Prompt: From the first line of the listing below, retype each line up to and including the one with "const options = ['50°"; pictures stay out.

Information provided:
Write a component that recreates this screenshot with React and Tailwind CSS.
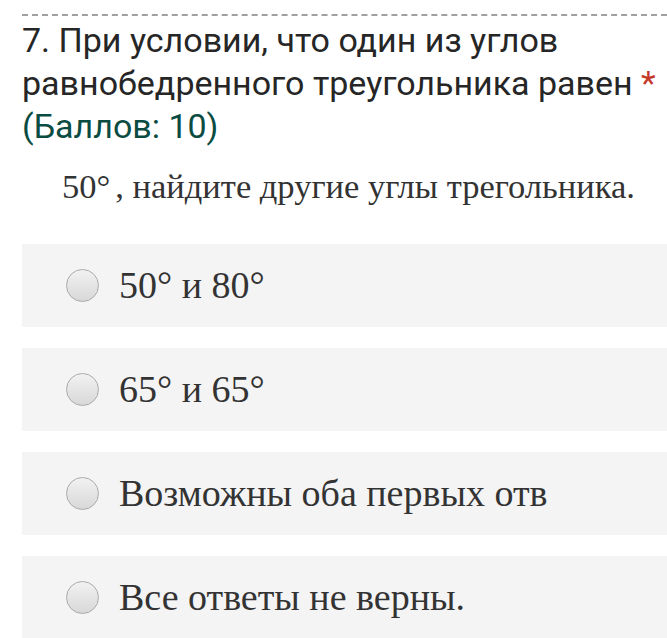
export default function App() {
  const options = ['50° и 80°', '65° и 65°', 'Возможны оба первых отв', 'Все ответы не верны.'];

  return (
    <div className="w-[667px] h-[638px] overflow-hidden bg-white">
      <div className="ml-[22px] mt-[14px] border-t-2 border-dashed border-[#a0a0a0]">
        <div className="pt-[3px] font-['Roboto',sans-serif] text-[34px] leading-[43px] text-[#262626] whitespace-nowrap">
          <div>7. При условии, что один из углов</div>
          <div>
            равнобедренного треугольника равен <span className="text-[#c53929]">*</span>
          </div>
          <div className="text-[#0b4c42]">(Баллов: 10)</div>
        </div>
        <div className="mt-[20px] ml-[40px] font-['Liberation_Serif',serif] text-[34.5px] leading-[36px] text-[#333] whitespace-nowrap">
          50°<span className="ml-[5px]">,</span> найдите другие углы трегольника.
        </div>
        <div className="mt-[40px] flex flex-col gap-[21px]">
          {options.map((label) => (
            <div key={label} className="h-[83px] bg-[#f4f4f4] flex items-center pl-[44px]">
              <span className="w-[33px] h-[33px] rounded-full border border-[#aaa] bg-gradient-to-b from-[#f2f2f2] to-[#d8d8d8] shrink-0" />
              <span className="ml-[20px] font-['Liberation_Serif',serif] text-[38px] text-[#333] whitespace-nowrap">
                {label}
              </span>
            </div>
          ))}
        </div>
      </div>
    </div>
  );
}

Expected output:
Write a component that recreates this screenshot with React and Tailwind CSS.
export default function App() {
  const options = ['50° и 80°', '65° и 65°', 'Возможны оба первых отв', 'Все ответы не верны.'];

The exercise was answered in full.